Udio remains one of the strongest competitors because of its vocal texture quality and advanced style experimentation tools. Udio’s “Playground” environment has become particularly popular among producers experimenting with layered genres and vocal hybrids.
Meanwhile, newer systems are beginning to emerge with very different priorities.
Platforms like Eleven Music are pushing heavily into copyright-cleared AI music generation, while tools such as Mureka and Minimax Music-2 are gaining attention for voice cloning, style adaptation, and advanced editing controls.
The biggest industry trend right now is that producers are no longer relying on a single AI platform.
They are building full AI production pipelines.
A creator might generate melodies in one system, vocals in another, visuals through AI video generators, then master the project externally before distributing clips across TikTok, YouTube Shorts, and Spotify simultaneously.
AI music generation is becoming modular.
One of the biggest criticisms of AI music over the past two years has been emotional flatness.
Technically impressive songs often lacked believable emotional progression, authentic tension, or genuine vulnerability. That is now beginning to change.
Recent AI models are becoming significantly better at understanding mood transitions, vocal pacing, emotional timing, and cinematic atmosphere. Research released this month around “Musical Attention Transformers” demonstrated major improvements in reducing repetitive melodies while improving harmonic consistency and emotional flow through metadata-aware generation systems.
Another recent research breakthrough explored “Auxiliary Conditioning Branches” in AI music generation systems, showing that AI models produce more musically coherent and emotionally convincing compositions when trained with additional contextual conditioning structures.
This matters because emotional realism is rapidly becoming the next competitive battlefield in AI music.
Audiences no longer care only about whether AI can generate songs.
They care whether those songs actually feel emotionally believable.
That shift is forcing AI music platforms to evolve quickly.
One of the most unexpected developments in recent months has been the rise of fully AI-generated music personalities gaining real commercial traction.
Projects like the AI-generated artist IngaRose have demonstrated that virtual performers can now attract significant streaming attention and chart success without any physical human artist fronting the project publicly.
This opens an entirely new phase of AI music culture.
The future may not revolve solely around AI-generated songs.
It may revolve around AI-generated music brands.
Virtual artists.
Synthetic personalities.
AI-managed fan engagement.
AI-driven visual storytelling.
Interactive creator identities.
This trend is especially important because younger audiences increasingly consume music through aesthetic identity rather than traditional artist loyalty. Visual culture, emotional storytelling, short-form video, and immersive branding are becoming deeply connected to music discovery.
The future AI artist may operate more like a digital entertainment franchise than a traditional musician.
While AI music continues growing rapidly, the legal and ethical battles surrounding it are becoming more serious.
Major labels including UMG, Sony, and Warner continue challenging AI music companies over training data and copyright concerns. Many AI systems still operate inside legally uncertain territory regarding how their models were originally trained.

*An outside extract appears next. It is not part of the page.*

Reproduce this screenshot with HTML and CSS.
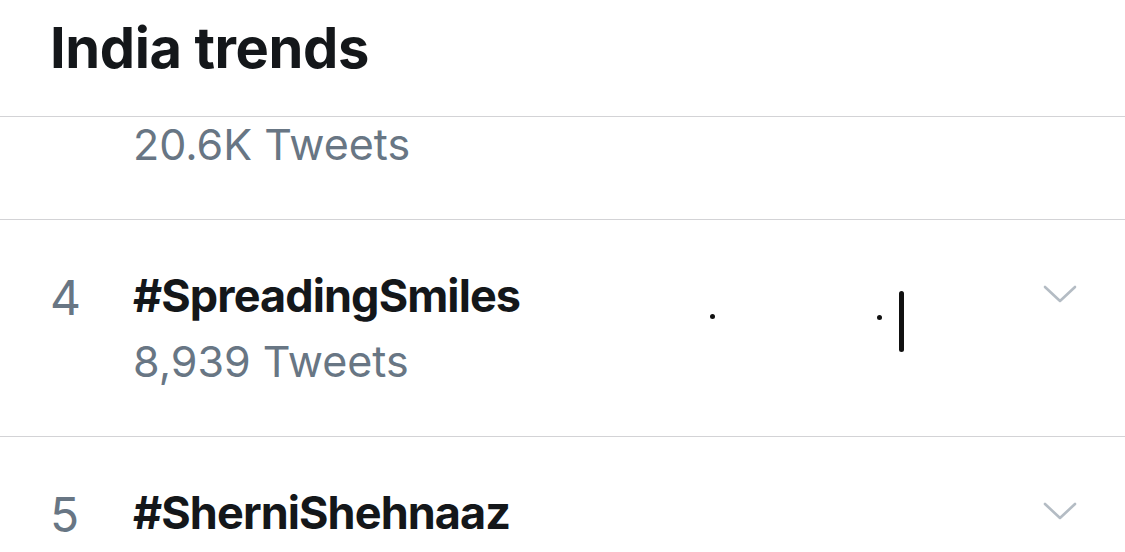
FILE: index.html
```html
<!DOCTYPE html>
<html lang="en">
<head>
<meta charset="utf-8">
<title>India trends</title>
<link rel="stylesheet" href="styles.css">
</head>
<body>
<div class="panel">
  <header class="header">
    <h1 class="title">India trends</h1>
  </header>
  <div class="row row-partial">
    <div class="rank"></div>
    <div class="info">
      <div class="count">20.6K Tweets</div>
    </div>
  </div>
  <div class="row">
    <div class="rank">4</div>
    <div class="info">
      <div class="name">#SpreadingSmiles</div>
      <div class="count">8,939 Tweets</div>
    </div>
    <svg class="chev" viewBox="0 0 34 18" width="34" height="18"><path d="M2 2 L17 16 L32 2" fill="none" stroke="#b4bcc4" stroke-width="2.6" stroke-linecap="round" stroke-linejoin="round"/></svg>
    <span class="dot dot-a"></span>
    <span class="dot dot-b"></span>
    <span class="caret"></span>
  </div>
  <div class="row">
    <div class="rank">5</div>
    <div class="info">
      <div class="name">#SherniShehnaaz</div>
    </div>
    <svg class="chev" viewBox="0 0 34 18" width="34" height="18"><path d="M2 2 L17 16 L32 2" fill="none" stroke="#b4bcc4" stroke-width="2.6" stroke-linecap="round" stroke-linejoin="round"/></svg>
  </div>
</div>
</body>
</html>
```
FILE: styles.css
```css
html, body {
  margin: 0;
  padding: 0;
  background: #ffffff;
}
body {
  font-family: Inter, "Noto Sans", "Liberation Sans", sans-serif;
  color: #14171a;
  width: 1125px;
  height: 552px;
  overflow: hidden;
}
.header {
  height: 117px;
  box-sizing: border-box;
  padding: 18px 0 0 50px;
  border-bottom: 1px solid #d3d3d6;
}
.title {
  margin: 0;
  font-size: 56px;
  line-height: 60px;
  font-weight: 700;
  letter-spacing: -0.4px;
}
.row {
  position: relative;
  display: grid;
  grid-template-columns: 83px 1fr auto;
  align-items: start;
  padding: 49px 48px 50px 50px;
  border-bottom: 1px solid #d3d3d6;
}
.row-partial {
  padding-top: 2px;
  padding-bottom: 50px;
}
.rank {
  font-size: 48px;
  line-height: 54px;
  color: #687684;
  padding-top: 2px;
}
.info {
  display: flex;
  flex-direction: column;
  gap: 13px;
}
.name {
  font-size: 45px;
  line-height: 54px;
  font-weight: 700;
  letter-spacing: -0.9px;
}
.count {
  font-size: 43px;
  line-height: 50px;
  color: #687684;
  letter-spacing: 0;
}
.chev {
  margin-top: 16px;
}
.dot {
  position: absolute;
  width: 5px;
  height: 5px;
  border-radius: 50%;
  background: #111;
}
.dot-a { left: 710px; top: 94px; }
.dot-b { left: 877px; top: 95px; }
.caret {
  position: absolute;
  left: 899px;
  top: 71px;
  width: 5px;
  height: 61px;
  border-radius: 3px;
  background: #111;
}
```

At the same time, streaming services are becoming increasingly concerned about AI-generated content flooding platforms.
Deezer recently revealed that tens of thousands of AI-generated tracks are uploaded daily, forcing platforms to develop new systems for tagging and filtering synthetic content.
Spotify’s latest AI licensing strategy appears designed specifically to avoid uncontrolled “AI slop” by creating officially licensed AI creation systems with artist participation and royalty structures built directly into the platform.
This could become one of the defining industry battles of the next decade:
Open AI music systems versus licensed AI music ecosystems.
Another major shift happening right now is the collapse of boundaries between music creation and visual creation.
AI music creators are increasingly building entire cinematic experiences instead of isolated songs.
Tracks are now being designed specifically for short-form video loops, sci-fi edits, gaming content, animated worlds, cyberpunk aesthetics, cinematic trailers, and emotionally driven storytelling clips.
Music is becoming part of larger AI-generated content ecosystems.
This is why many successful AI producers are now learning video editing, AI animation, visual storytelling, and branding strategy alongside music generation itself.
The creators growing fastest right now are not simply making songs.
They are building worlds around those songs.
The biggest misconception in AI music today is that success belongs to whoever has the most advanced tools.
That will not be true long-term.
As AI music generation becomes easier and more accessible, creative direction will become far more important than generation itself.
The creators who stand out over the next few years will likely be the producers who understand emotion, storytelling, branding, visual identity, audience psychology, and cultural timing.
AI tools are getting smarter every month.
That means originality becomes more valuable, not less.
The future of AI music will not belong to creators who simply generate endless content.
It will belong to creators who know how to turn technology into identity.